Obwohl dem deutschen Fußball nur eine Nebenrolle im Buch zukommt, wird anhand dieser Ausführungen auch immer wieder eindringlich klar, welch rückständige Rolle Deutschland innerhalb dieser Entwicklung spielte, als es vergleichsweise lange an Amateur- und Halbprofistrukturen festhielt. Denn so sehr man auch bedauern mag, welche Rolle der Kommerz im heutigen Fußball spielt: Ganz ohne kapitalistische Strukturen wäre der Fußball ein Sport geblieben, den sich nur die wohlhabenden und tonangebenden Schichten einer Gesellschaft widmen können und niemals die jüdischen, dunkelhäutigen oder der Arbeiterklasse entstammenden Fußballer, die diesem Sport letztlich zum globalen Durchbruch verholfen haben.

Dies zeigt Claussens Biographie von Guttmann ebenso schön auf wie die historische Zirkularität vieler scheinbar so zeitgebundener Phänomene. So muss man oftmals unweigerlich an aktuelle Debatten und Personen denken, wenn man Guttmanns Leben nachvollzieht: Die einseitige Rücktrittsfreudigkeit eines Armin Veh, die projektartige Trainerarbeit eines Pep Guardiola, Jose Mourinhos kauziger Umgang mit Medienvertretern, alle haben in Guttmann einen Ahnen im Geiste. Und selbst die von Scholl & Co. vielgeschmähten “Laptop-Trainer” haben in Fitness- und Taktikfuchs Guttmann einen historischen Vorgänger, der schon mit der Taktiktafel reüssierte, als in Deutschland noch Sekundärtugenden Anfang und Ende aller spielerischen Kniffe waren.

Doch auch Guttmann hatte mit dem Finale von 1962 seinen Zenit und wohl das letzte Mal seine Spieler erreicht, alles danach kannte zumindest sportlich nur noch eine Richtung. Auf dem Höhepunkt bei Benfica abgetreten, versuchte er es 1965 noch einmal in Lissabon und scheiterte dort ebenso wie an allen anderen Orten, wo er es bis zu seinem Karriereende 1973 noch versuchte. Auch hier sind die aktuellen Parallelen zu alternden Trainern, die erfolglos zu einstigen Erfolgsstationen zurückkehren (Veh) oder aber scheinbar den Draht zur aktuellen Spielergeneration verloren haben (Schaaf) augenfällig.

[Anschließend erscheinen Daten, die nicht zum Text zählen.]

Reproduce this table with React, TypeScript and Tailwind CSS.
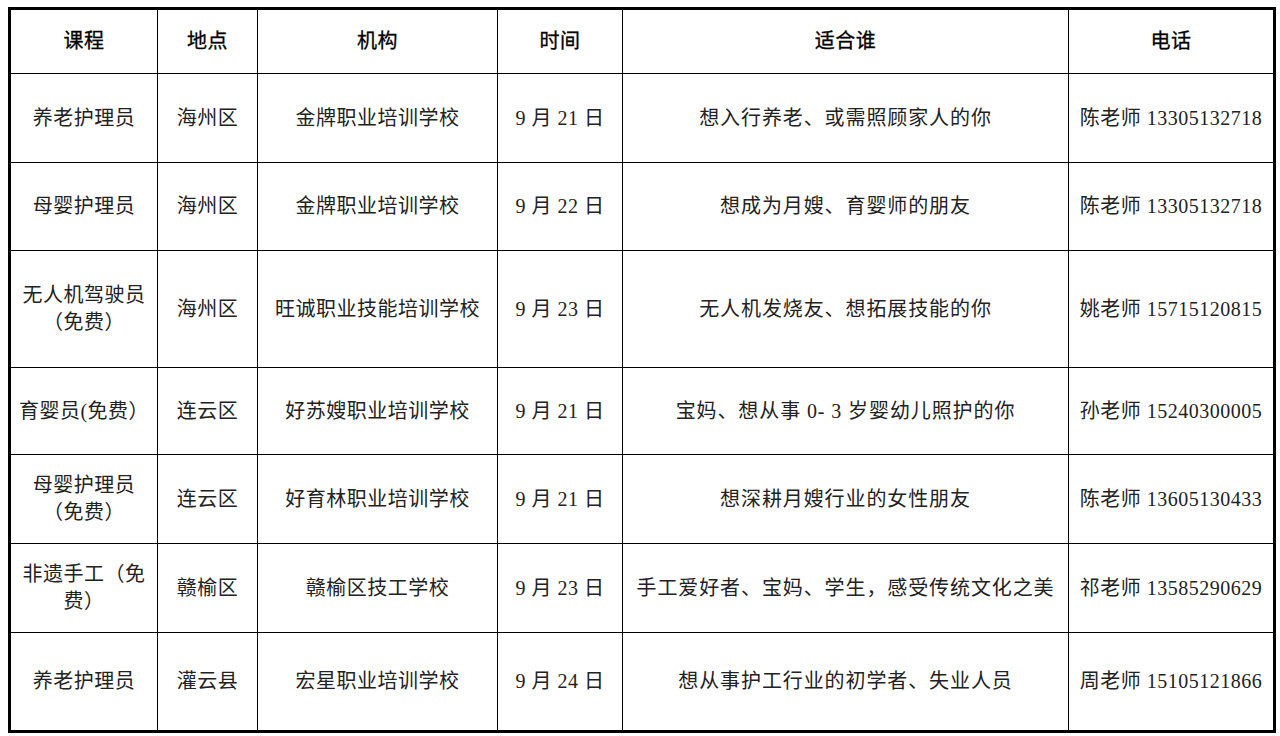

Am Schluss dieses ebenso reichhaltigen wie kurzweiligen Buchs legt der Soziologe Claussen dann nochmal eine wunderschöne Lesart des Offensivfußballs im Zeichen der gesellschaftlichen Teilhabe vor, die hier in voller Länge zitiert werden muss: “Fußball lebt von der Gegenwart des gespielten Augenblicks. Mit jedem Anstoß keimt die Hoffnung auf, dass etwas anderes eintreten wird als das Erwartete. Deswegen zieht der Fußball auch Kräfte an, die vom Spiel etwas anderes erwarten als die Bestätigung der etablierten Ordnung. Die Professionalisierung des Spiels hat es ermöglicht, dass immer mehr mitspielen können, die am Anfang nicht dazugehörten – Arbeiter, Juden, Immigranten, Abkömmlinge von Sklaven. Für sie ist der Fußball mehr als die wichtigste Nebensache der Welt; er verspricht ein anderes Leben. Der lebenslange Emigrant Béla Guttmann hat einen geschärften Blick entwickelt für das Potential der Außenseiter, das Etablierte ins Wanken zu bringen. So liest sich das Leben dieses Trainers wie ein wiederholter, systematisch geplanter Aufstand gegen die tödliche Herrschaft des Defensivfußballs”. Mit dieser ebenso steilen wie schönen Interpretation einer Sporttaktik schließt Claussen ein Buch, dass die globale Fußballgeschichte des zwanzigsten Jahrhunderts durch die Biographie Guttmanns auf gerade einmal 140 Seiten erzählt.

Zum Schluss noch eine Erkenntnis, die auch so manchem Defensivfuchs moderner Prägung gut tun würde: “Für Guttmann war 0:0 immer ein Spielstand gewesen, kein akzeptables Endergebnis” (125). Die Null musste bei Guttmann nicht stehen, sondern fallen – und nach der Lektüre seiner Biographie kann man gar nicht anders, als ihm unbedingt zuzustimmen. Leseempfehlung!